## To be done
Only lines holding the string "React" are wanted; copy each one from the material.

## Collected material
________
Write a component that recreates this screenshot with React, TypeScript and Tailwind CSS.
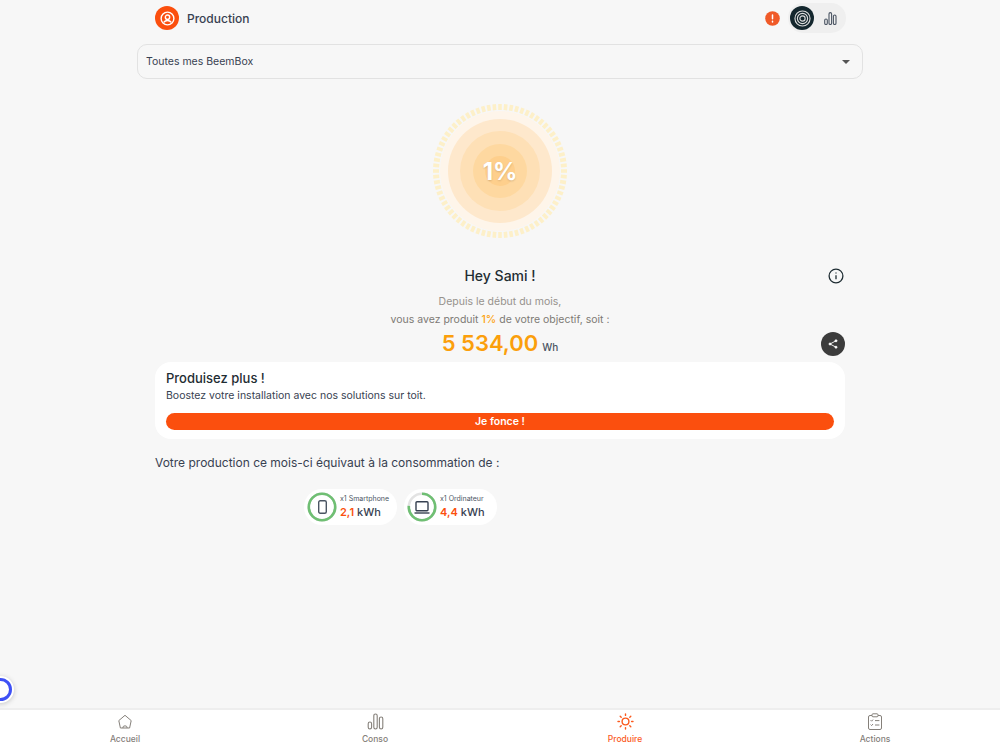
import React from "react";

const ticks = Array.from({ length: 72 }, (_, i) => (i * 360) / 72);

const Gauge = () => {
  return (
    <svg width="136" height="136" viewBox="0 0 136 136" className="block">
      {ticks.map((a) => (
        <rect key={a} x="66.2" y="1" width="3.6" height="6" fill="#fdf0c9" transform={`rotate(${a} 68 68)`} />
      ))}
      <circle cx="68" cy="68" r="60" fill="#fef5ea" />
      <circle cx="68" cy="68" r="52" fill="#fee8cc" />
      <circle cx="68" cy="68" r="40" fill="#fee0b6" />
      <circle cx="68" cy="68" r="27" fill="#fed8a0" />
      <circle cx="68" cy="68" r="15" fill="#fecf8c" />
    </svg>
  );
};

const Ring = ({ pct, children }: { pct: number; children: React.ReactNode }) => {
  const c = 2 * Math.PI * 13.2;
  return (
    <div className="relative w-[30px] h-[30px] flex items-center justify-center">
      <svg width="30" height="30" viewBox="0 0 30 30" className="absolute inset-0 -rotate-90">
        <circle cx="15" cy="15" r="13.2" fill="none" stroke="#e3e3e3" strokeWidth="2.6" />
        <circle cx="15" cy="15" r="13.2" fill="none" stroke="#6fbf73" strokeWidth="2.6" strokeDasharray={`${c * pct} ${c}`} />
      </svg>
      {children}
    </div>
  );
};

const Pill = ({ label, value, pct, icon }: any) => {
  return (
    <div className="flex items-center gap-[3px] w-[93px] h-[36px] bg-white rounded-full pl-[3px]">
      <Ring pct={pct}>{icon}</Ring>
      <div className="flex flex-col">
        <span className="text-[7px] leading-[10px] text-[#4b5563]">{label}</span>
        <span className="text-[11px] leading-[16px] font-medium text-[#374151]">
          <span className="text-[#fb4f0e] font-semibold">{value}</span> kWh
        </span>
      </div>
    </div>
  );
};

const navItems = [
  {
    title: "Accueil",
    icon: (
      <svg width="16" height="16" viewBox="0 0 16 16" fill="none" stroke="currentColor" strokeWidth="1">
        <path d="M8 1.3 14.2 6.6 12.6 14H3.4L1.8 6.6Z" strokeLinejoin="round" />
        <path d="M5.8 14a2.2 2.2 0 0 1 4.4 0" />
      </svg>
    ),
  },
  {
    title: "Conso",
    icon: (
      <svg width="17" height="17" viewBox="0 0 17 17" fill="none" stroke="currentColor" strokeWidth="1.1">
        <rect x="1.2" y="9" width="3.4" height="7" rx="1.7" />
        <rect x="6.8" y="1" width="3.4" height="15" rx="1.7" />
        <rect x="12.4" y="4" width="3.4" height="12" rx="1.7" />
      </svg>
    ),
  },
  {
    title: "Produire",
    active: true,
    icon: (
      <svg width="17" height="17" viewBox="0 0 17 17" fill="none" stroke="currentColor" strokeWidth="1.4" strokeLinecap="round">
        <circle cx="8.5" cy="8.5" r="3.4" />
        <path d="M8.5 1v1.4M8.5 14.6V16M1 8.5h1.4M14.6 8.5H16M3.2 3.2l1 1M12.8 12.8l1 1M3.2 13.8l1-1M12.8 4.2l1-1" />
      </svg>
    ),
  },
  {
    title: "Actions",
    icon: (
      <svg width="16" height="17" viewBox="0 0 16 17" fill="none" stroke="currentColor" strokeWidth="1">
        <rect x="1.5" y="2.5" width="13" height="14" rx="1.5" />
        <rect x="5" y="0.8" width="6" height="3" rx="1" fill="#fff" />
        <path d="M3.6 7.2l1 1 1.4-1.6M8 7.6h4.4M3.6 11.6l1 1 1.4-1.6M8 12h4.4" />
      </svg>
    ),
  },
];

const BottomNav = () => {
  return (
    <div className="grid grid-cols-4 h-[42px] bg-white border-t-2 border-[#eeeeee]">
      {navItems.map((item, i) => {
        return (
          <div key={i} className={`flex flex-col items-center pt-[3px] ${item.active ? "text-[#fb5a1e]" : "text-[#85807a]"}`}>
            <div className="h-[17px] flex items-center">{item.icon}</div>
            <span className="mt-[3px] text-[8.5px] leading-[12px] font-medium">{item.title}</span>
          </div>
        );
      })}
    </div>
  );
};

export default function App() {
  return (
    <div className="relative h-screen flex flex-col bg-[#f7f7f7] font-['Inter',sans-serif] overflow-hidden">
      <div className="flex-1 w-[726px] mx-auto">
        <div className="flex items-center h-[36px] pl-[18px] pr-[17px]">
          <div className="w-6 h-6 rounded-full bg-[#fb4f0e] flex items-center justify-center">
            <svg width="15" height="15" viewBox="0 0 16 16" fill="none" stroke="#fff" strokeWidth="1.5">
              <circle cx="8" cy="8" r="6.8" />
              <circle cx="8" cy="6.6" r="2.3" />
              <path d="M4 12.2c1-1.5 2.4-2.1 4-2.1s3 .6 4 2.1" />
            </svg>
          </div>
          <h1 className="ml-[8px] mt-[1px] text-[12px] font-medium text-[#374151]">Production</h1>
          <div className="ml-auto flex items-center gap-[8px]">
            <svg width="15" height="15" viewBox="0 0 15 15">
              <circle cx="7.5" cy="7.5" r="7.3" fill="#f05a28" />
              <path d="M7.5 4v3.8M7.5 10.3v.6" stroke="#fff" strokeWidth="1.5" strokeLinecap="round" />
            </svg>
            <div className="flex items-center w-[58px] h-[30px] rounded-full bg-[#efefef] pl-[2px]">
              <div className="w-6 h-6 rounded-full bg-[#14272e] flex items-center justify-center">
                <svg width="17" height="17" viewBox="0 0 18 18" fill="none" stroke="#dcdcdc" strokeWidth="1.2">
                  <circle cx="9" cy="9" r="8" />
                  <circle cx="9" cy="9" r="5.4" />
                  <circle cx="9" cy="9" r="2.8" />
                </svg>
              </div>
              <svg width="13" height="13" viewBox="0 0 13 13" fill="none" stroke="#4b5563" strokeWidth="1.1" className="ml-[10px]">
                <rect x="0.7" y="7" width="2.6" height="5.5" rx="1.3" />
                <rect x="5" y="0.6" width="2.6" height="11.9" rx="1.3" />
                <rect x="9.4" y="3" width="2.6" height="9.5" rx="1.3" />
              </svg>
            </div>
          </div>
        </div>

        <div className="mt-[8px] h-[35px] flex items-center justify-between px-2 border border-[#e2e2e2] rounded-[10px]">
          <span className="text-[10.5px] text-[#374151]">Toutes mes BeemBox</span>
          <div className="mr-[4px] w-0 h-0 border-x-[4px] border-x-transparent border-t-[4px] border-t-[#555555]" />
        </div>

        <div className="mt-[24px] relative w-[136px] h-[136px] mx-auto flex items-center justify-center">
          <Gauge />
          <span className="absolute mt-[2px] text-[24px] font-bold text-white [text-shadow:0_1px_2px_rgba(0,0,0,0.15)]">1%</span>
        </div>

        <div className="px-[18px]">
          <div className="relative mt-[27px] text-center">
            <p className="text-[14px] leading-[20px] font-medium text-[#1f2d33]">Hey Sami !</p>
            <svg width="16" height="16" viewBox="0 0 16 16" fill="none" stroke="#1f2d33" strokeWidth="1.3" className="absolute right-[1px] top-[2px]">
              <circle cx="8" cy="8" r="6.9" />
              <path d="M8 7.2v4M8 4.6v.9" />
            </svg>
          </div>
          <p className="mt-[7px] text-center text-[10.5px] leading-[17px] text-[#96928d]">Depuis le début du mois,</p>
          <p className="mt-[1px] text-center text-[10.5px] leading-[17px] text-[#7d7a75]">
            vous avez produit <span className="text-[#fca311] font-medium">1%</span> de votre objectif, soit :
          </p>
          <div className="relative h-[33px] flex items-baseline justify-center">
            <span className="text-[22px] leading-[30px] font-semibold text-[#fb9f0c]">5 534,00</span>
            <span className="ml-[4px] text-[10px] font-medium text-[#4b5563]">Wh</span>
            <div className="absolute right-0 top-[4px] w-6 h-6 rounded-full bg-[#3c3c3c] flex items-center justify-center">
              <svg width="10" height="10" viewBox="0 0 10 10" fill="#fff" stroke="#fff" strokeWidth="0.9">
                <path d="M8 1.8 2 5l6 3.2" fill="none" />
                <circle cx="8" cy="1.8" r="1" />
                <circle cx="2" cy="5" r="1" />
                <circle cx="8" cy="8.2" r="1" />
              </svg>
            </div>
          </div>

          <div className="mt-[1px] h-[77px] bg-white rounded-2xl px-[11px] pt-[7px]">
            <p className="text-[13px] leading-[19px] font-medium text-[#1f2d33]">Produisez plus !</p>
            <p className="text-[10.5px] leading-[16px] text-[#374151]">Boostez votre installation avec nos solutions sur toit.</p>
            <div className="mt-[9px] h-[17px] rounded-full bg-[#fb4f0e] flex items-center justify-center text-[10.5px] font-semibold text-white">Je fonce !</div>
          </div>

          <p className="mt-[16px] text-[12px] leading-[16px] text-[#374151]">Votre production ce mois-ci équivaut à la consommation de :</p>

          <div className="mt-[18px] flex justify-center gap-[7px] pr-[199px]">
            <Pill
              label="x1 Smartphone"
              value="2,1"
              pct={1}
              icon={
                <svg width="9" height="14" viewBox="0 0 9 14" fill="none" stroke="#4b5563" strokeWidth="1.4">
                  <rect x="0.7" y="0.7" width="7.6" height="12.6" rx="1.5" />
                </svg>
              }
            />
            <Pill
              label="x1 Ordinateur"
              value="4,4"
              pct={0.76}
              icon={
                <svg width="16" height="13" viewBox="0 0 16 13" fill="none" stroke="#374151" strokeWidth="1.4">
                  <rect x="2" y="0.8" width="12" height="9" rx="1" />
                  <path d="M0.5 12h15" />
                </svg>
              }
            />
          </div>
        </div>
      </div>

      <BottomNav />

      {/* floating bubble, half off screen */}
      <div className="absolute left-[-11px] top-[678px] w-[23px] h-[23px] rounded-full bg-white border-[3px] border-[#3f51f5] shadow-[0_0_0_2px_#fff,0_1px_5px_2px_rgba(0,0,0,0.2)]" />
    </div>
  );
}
________
## Problem solution
Write a component that recreates this screenshot with React, TypeScript and Tailwind CSS.
import React from "react";
const Ring = ({ pct, children }: { pct: number; children: React.ReactNode }) => {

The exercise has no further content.